Tuesday, November 6, 2007
Dybek to be Honored at Public Reception
Award-winning author Stuart Dybek will be honored at a festive public reception, with special refreshments and live music, on Friday, November 16, from 6:30-8:00 pm, at the Kalamazoo Public Library, 315 S. Rose St. The libraries of Western Michigan University, Kalamazoo College, Kalamazoo Valley Community College, and Davenport College, Portage District Library, Kalamazoo Public Library, and the Kalamazoo Gazette invite the entire community to celebrate Mr. Dybek’s amazing achievement in receiving both a 2007 John D. and Catherine T. MacArthur Foundation Fellowship and the 2007 Rea Award for the Short Story in the same week earlier this fall. KPL Director Ann Rohrbaugh will welcome guests to the reception shortly before 7:00 pm.

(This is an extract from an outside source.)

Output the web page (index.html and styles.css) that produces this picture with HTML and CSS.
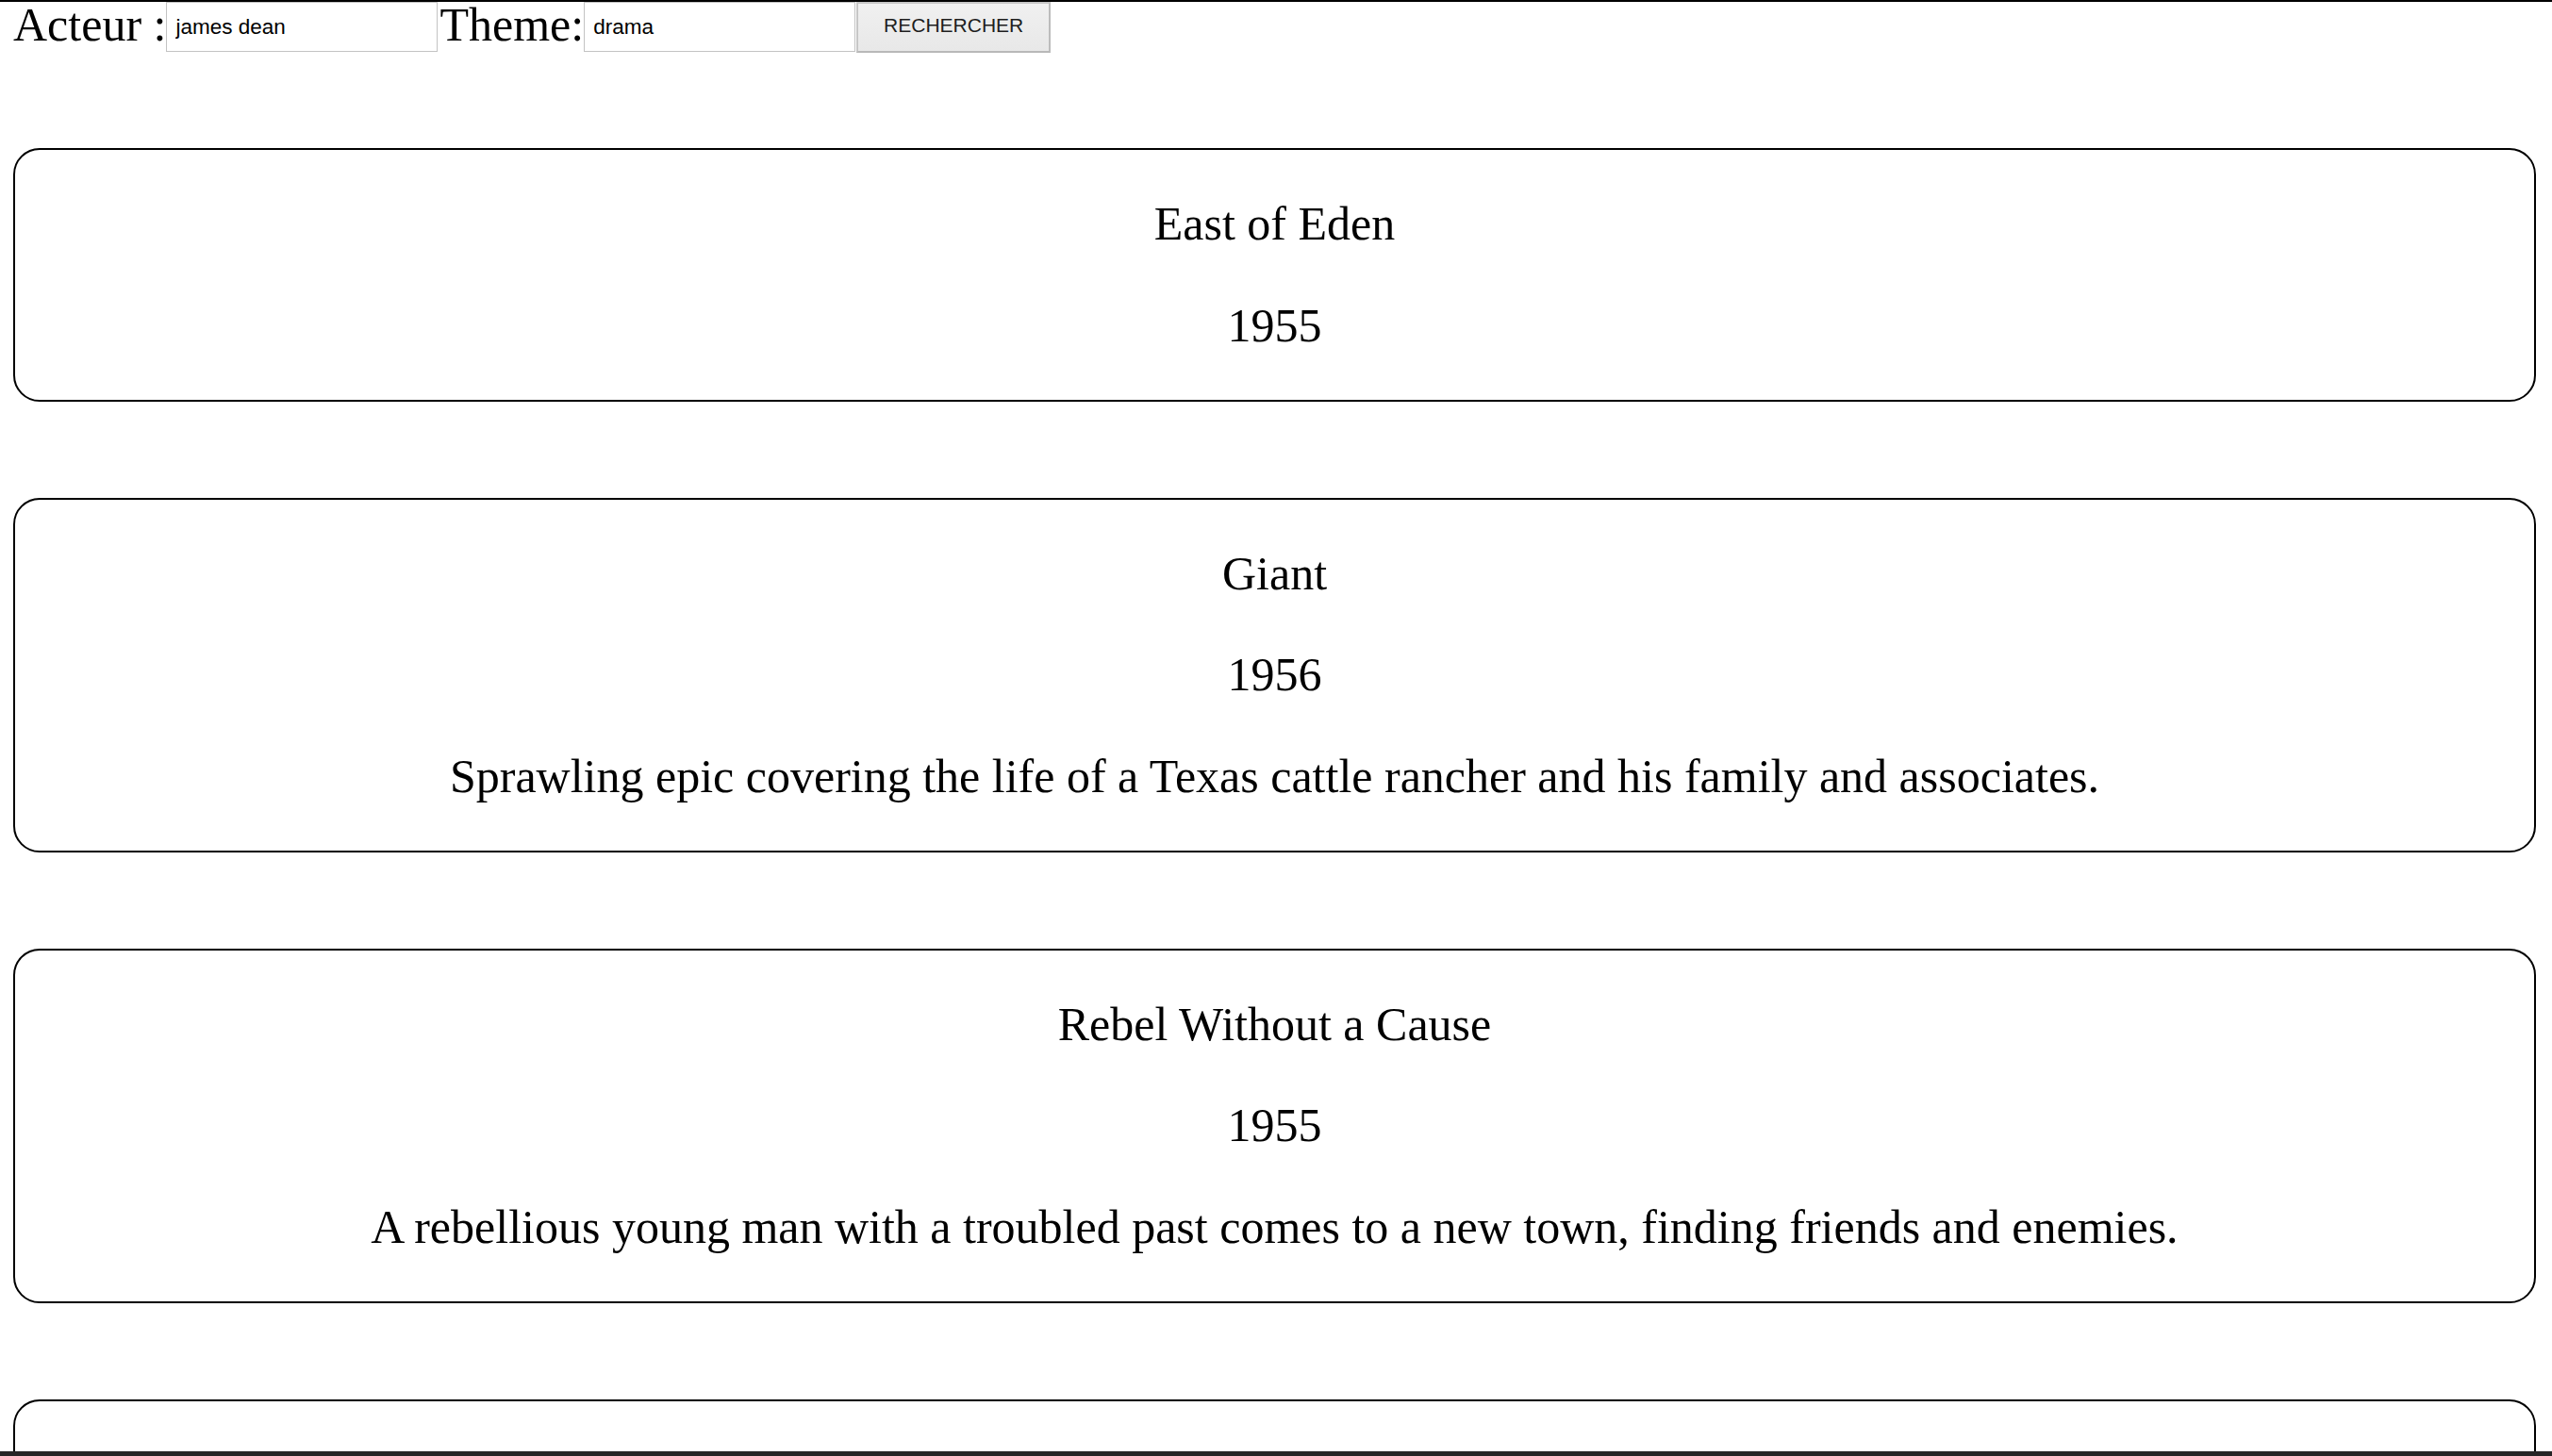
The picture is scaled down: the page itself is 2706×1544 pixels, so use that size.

Portage District Library and Western Michigan University representatives will also talk briefly. Mr. Dybek will then read from his work, answer questions from the audience, and sign his books. The Michigan News Agency will sell his books at the event. The MacArthur Foundation bestows the five-year grant of $500,000, paid in quarterly installments, “to individuals who show exceptional creativity in their work and the prospect for still more in the future.” The Foundation’s website proclaims Dybek to be a “short story writer paying tribute to the literature and iconography of the Old World while exploring the imaginations of contemporary American communities.” The day after receiving the MacArthur “genius grant,” Dybek was selected winner of the 2007 Rea Award for the Short Story with an accompanying $30,000 prize. “Sponsored by the Dungannon Foundation, The Rea Award for the Short Story was established in 1986 by the late Michael M. Rea to encourage short story writing by honoring a living American or Canadian writer who has made a ‘significant contribution to the short story form’.” A native of Chicago, Dybeck served Western Michigan University as a professor of English for 33 years, retiring from active teaching this past spring. According to a WMU News release, he “remains closely connected to WMU as an adjunct faculty member, and he teaches in the university's renowned Prague Summer Program.” Dybek is now teaching at Northwestern University, as its first Distinguished Writer in Residence.